+++ RECORDED DATA +++
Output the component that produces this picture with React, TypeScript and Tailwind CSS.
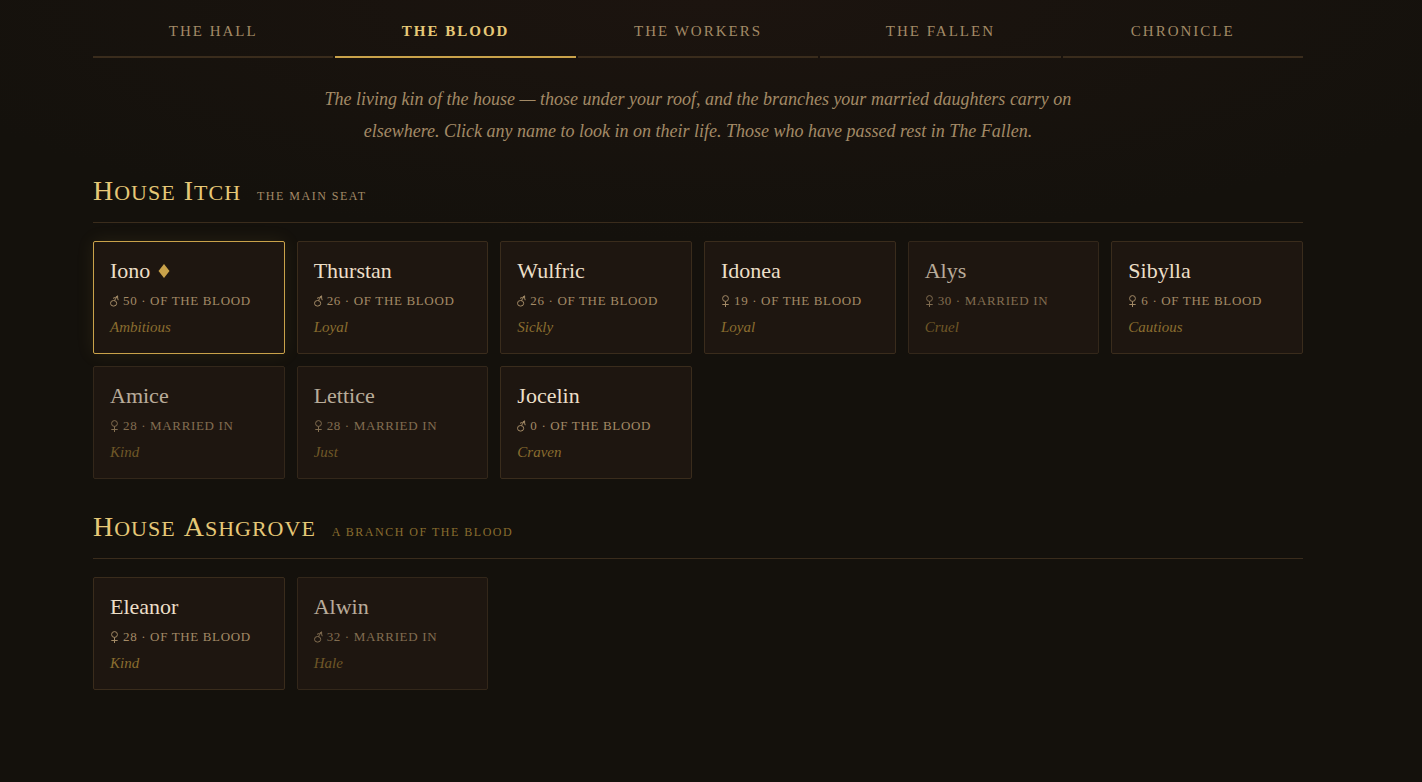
type Gender = '♂' | '♀';

interface Person {
  name: string;
  gender: Gender;
  age: number;
  trait: string;
  married?: boolean;
  head?: boolean;
}

interface House {
  title: string;
  note: string;
  main?: boolean;
  people: Person[];
}

const tabs = ['The Hall', 'The Blood', 'The Workers', 'The Fallen', 'Chronicle'];

const houses: House[] = [
  {
    title: 'House Itch',
    note: 'The main seat',
    main: true,
    people: [
      { name: 'Iono', gender: '♂', age: 50, trait: 'Ambitious', head: true },
      { name: 'Thurstan', gender: '♂', age: 26, trait: 'Loyal' },
      { name: 'Wulfric', gender: '♂', age: 26, trait: 'Sickly' },
      { name: 'Idonea', gender: '♀', age: 19, trait: 'Loyal' },
      { name: 'Alys', gender: '♀', age: 30, trait: 'Cruel', married: true },
      { name: 'Sibylla', gender: '♀', age: 6, trait: 'Cautious' },
      { name: 'Amice', gender: '♀', age: 28, trait: 'Kind', married: true },
      { name: 'Lettice', gender: '♀', age: 28, trait: 'Just', married: true },
      { name: 'Jocelin', gender: '♂', age: 0, trait: 'Craven' },
    ],
  },
  {
    title: 'House Ashgrove',
    note: 'A branch of the blood',
    people: [
      { name: 'Eleanor', gender: '♀', age: 28, trait: 'Kind' },
      { name: 'Alwin', gender: '♂', age: 32, trait: 'Hale', married: true },
    ],
  },
];

function GenderSign({ gender }: { gender: Gender }) {
  return (
    <svg viewBox="0 0 9 12" className="h-3 w-[9px] shrink-0" fill="none" stroke="currentColor" strokeWidth="1" role="img" aria-label={gender === '♂' ? 'male' : 'female'}>
      {gender === '♂' ? (
        <>
          <ellipse cx="3.6" cy="8.3" rx="3.1" ry="2.8" />
          <path d="M4.4 5.6 7.4 1M3 3.3C4.9 2.9 6.3 2.1 7.6 .8 7.4 2.4 7.6 3.8 8.2 5.2" />
        </>
      ) : (
        <>
          <circle cx="4.5" cy="3.5" r="2.9" />
          <path d="M4.5 6.4V12M1.3 9.5H7.7" />
        </>
      )}
    </svg>
  );
}

function PersonCard({ person }: { person: Person }) {
  return (
    <button
      type="button"
      className={`h-[113px] rounded-xs border bg-[#1e1610] px-4 pt-0.5 text-left ${
        person.head
          ? 'border-[#c9a24a] shadow-[0_0_18px_rgba(201,162,74,0.1)]'
          : person.married
            ? 'border-[#33271a]'
            : 'border-[#3a2c1c]'
      }`}
    >
      <span className={`flex flex-col items-start ${person.married ? 'opacity-75' : ''}`}>
        <span className="flex items-center gap-2 text-[22px] leading-7 text-[#ecdfc8]">
          {person.name}
          {person.head && (
            <svg viewBox="0 0 12 14" className="h-3.5 w-3" aria-hidden="true">
              <path d="M6 0 11.5 7 6 14 .5 7z" fill="#c9a24a" />
            </svg>
          )}
        </span>
        <span className="mt-1 flex items-center gap-1 text-[13px] leading-6 tracking-wider whitespace-nowrap text-[#a38a66]">
          <GenderSign gender={person.gender} />
          <span className="uppercase">
            {person.age} · {person.married ? 'Married in' : 'Of the blood'}
          </span>
        </span>
        <span className="text-[15px] leading-7 text-[#8a6d2f] italic">{person.trait}</span>
      </span>
    </button>
  );
}

function HouseSection({ house }: { house: House }) {
  return (
    <section>
      <header className="flex items-baseline gap-4 border-b border-[#3a2c1c] pb-[11px]">
        <h2 className="flex gap-2 text-[22px] leading-9 tracking-[1px] text-[#e6c877] uppercase">
          {house.title.split(' ').map((word) => (
            <span key={word} className="inline-block first-letter:text-[28px]">
              {word}
            </span>
          ))}
        </h2>
        <span className={`text-[12px] tracking-[1.5px] uppercase ${house.main ? 'text-[#a38a66]' : 'text-[#8a6d2f]'}`}>
          {house.note}
        </span>
      </header>
      <div className="mt-[18px] grid grid-cols-6 gap-3">
        {house.people.map((person) => (
          <PersonCard key={person.name} person={person} />
        ))}
      </div>
    </section>
  );
}

export default function App() {
  return (
    <div className="min-h-screen bg-[#14110c] bg-[radial-gradient(ellipse_60%_240px_at_top,#1c140f_0%,#14110c_100%)] pr-[26px] font-['Liberation_Serif',serif]">
      <main className="mx-auto max-w-[1210px] pb-16">
        <nav className="grid grid-cols-5 gap-0.5" aria-label="Sections">
          {tabs.map((tab) => (
            <button
              key={tab}
              type="button"
              className={`h-[58px] border-b-2 pt-1.5 text-[15px] tracking-[2px] uppercase ${
                tab === 'The Blood'
                  ? 'border-[#c9a24a] font-bold text-[#e6c877]'
                  : 'border-[#3a2c1c] text-[#a38a66]'
              }`}
            >
              {tab}
            </button>
          ))}
        </nav>
        <p className="mx-auto mt-[25px] max-w-[780px] text-center text-[18px] leading-8 text-[#a38a66] italic">
          The living kin of the house — those under your roof, and the branches your married daughters carry on
          elsewhere. Click any name to look in on their life. Those who have passed rest in The Fallen.
        </p>
        <div className="mt-[26px] flex flex-col gap-[30px]">
          {houses.map((house) => (
            <HouseSection key={house.title} house={house} />
          ))}
        </div>
      </main>
    </div>
  );
}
+++
__EXERCISE DESCRIPTION__: Please set down each line of the data above exactly as written, without the pictures.

__COMPLETED EXERCISE__:
Output the component that produces this picture with React, TypeScript and Tailwind CSS.
type Gender = '♂' | '♀';

interface Person {
  name: string;
  gender: Gender;
  age: number;
  trait: string;
  married?: boolean;
  head?: boolean;
}

interface House {
  title: string;
  note: string;
  main?: boolean;
  people: Person[];
}

const tabs = ['The Hall', 'The Blood', 'The Workers', 'The Fallen', 'Chronicle'];

const houses: House[] = [
  {
    title: 'House Itch',
    note: 'The main seat',
    main: true,
    people: [
      { name: 'Iono', gender: '♂', age: 50, trait: 'Ambitious', head: true },
      { name: 'Thurstan', gender: '♂', age: 26, trait: 'Loyal' },
      { name: 'Wulfric', gender: '♂', age: 26, trait: 'Sickly' },
      { name: 'Idonea', gender: '♀', age: 19, trait: 'Loyal' },
      { name: 'Alys', gender: '♀', age: 30, trait: 'Cruel', married: true },
      { name: 'Sibylla', gender: '♀', age: 6, trait: 'Cautious' },
      { name: 'Amice', gender: '♀', age: 28, trait: 'Kind', married: true },
      { name: 'Lettice', gender: '♀', age: 28, trait: 'Just', married: true },
      { name: 'Jocelin', gender: '♂', age: 0, trait: 'Craven' },
    ],
  },
  {
    title: 'House Ashgrove',
    note: 'A branch of the blood',
    people: [
      { name: 'Eleanor', gender: '♀', age: 28, trait: 'Kind' },
      { name: 'Alwin', gender: '♂', age: 32, trait: 'Hale', married: true },
    ],
  },
];

function GenderSign({ gender }: { gender: Gender }) {
  return (
    <svg viewBox="0 0 9 12" className="h-3 w-[9px] shrink-0" fill="none" stroke="currentColor" strokeWidth="1" role="img" aria-label={gender === '♂' ? 'male' : 'female'}>
      {gender === '♂' ? (
        <>
          <ellipse cx="3.6" cy="8.3" rx="3.1" ry="2.8" />
          <path d="M4.4 5.6 7.4 1M3 3.3C4.9 2.9 6.3 2.1 7.6 .8 7.4 2.4 7.6 3.8 8.2 5.2" />
        </>
      ) : (
        <>
          <circle cx="4.5" cy="3.5" r="2.9" />
          <path d="M4.5 6.4V12M1.3 9.5H7.7" />
        </>
      )}
    </svg>
  );
}

function PersonCard({ person }: { person: Person }) {
  return (
    <button
      type="button"
      className={`h-[113px] rounded-xs border bg-[#1e1610] px-4 pt-0.5 text-left ${
        person.head
          ? 'border-[#c9a24a] shadow-[0_0_18px_rgba(201,162,74,0.1)]'
          : person.married
            ? 'border-[#33271a]'
            : 'border-[#3a2c1c]'
      }`}
    >
      <span className={`flex flex-col items-start ${person.married ? 'opacity-75' : ''}`}>
        <span className="flex items-center gap-2 text-[22px] leading-7 text-[#ecdfc8]">
          {person.name}
          {person.head && (
            <svg viewBox="0 0 12 14" className="h-3.5 w-3" aria-hidden="true">
              <path d="M6 0 11.5 7 6 14 .5 7z" fill="#c9a24a" />
            </svg>
          )}
        </span>
        <span className="mt-1 flex items-center gap-1 text-[13px] leading-6 tracking-wider whitespace-nowrap text-[#a38a66]">
          <GenderSign gender={person.gender} />
          <span className="uppercase">
            {person.age} · {person.married ? 'Married in' : 'Of the blood'}
          </span>
        </span>
        <span className="text-[15px] leading-7 text-[#8a6d2f] italic">{person.trait}</span>
      </span>
    </button>
  );
}

function HouseSection({ house }: { house: House }) {
  return (
    <section>
      <header className="flex items-baseline gap-4 border-b border-[#3a2c1c] pb-[11px]">
        <h2 className="flex gap-2 text-[22px] leading-9 tracking-[1px] text-[#e6c877] uppercase">
          {house.title.split(' ').map((word) => (
            <span key={word} className="inline-block first-letter:text-[28px]">
              {word}
            </span>
          ))}
        </h2>
        <span className={`text-[12px] tracking-[1.5px] uppercase ${house.main ? 'text-[#a38a66]' : 'text-[#8a6d2f]'}`}>
          {house.note}
        </span>
      </header>
      <div className="mt-[18px] grid grid-cols-6 gap-3">
        {house.people.map((person) => (
          <PersonCard key={person.name} person={person} />
        ))}
      </div>
    </section>
  );
}

export default function App() {
  return (
    <div className="min-h-screen bg-[#14110c] bg-[radial-gradient(ellipse_60%_240px_at_top,#1c140f_0%,#14110c_100%)] pr-[26px] font-['Liberation_Serif',serif]">
      <main className="mx-auto max-w-[1210px] pb-16">
        <nav className="grid grid-cols-5 gap-0.5" aria-label="Sections">
          {tabs.map((tab) => (
            <button
              key={tab}
              type="button"
              className={`h-[58px] border-b-2 pt-1.5 text-[15px] tracking-[2px] uppercase ${
                tab === 'The Blood'
                  ? 'border-[#c9a24a] font-bold text-[#e6c877]'
                  : 'border-[#3a2c1c] text-[#a38a66]'
              }`}
            >
              {tab}
            </button>
          ))}
        </nav>
        <p className="mx-auto mt-[25px] max-w-[780px] text-center text-[18px] leading-8 text-[#a38a66] italic">
          The living kin of the house — those under your roof, and the branches your married daughters carry on
          elsewhere. Click any name to look in on their life. Those who have passed rest in The Fallen.
        </p>
        <div className="mt-[26px] flex flex-col gap-[30px]">
          {houses.map((house) => (
            <HouseSection key={house.title} house={house} />
          ))}
        </div>
      </main>
    </div>
  );
}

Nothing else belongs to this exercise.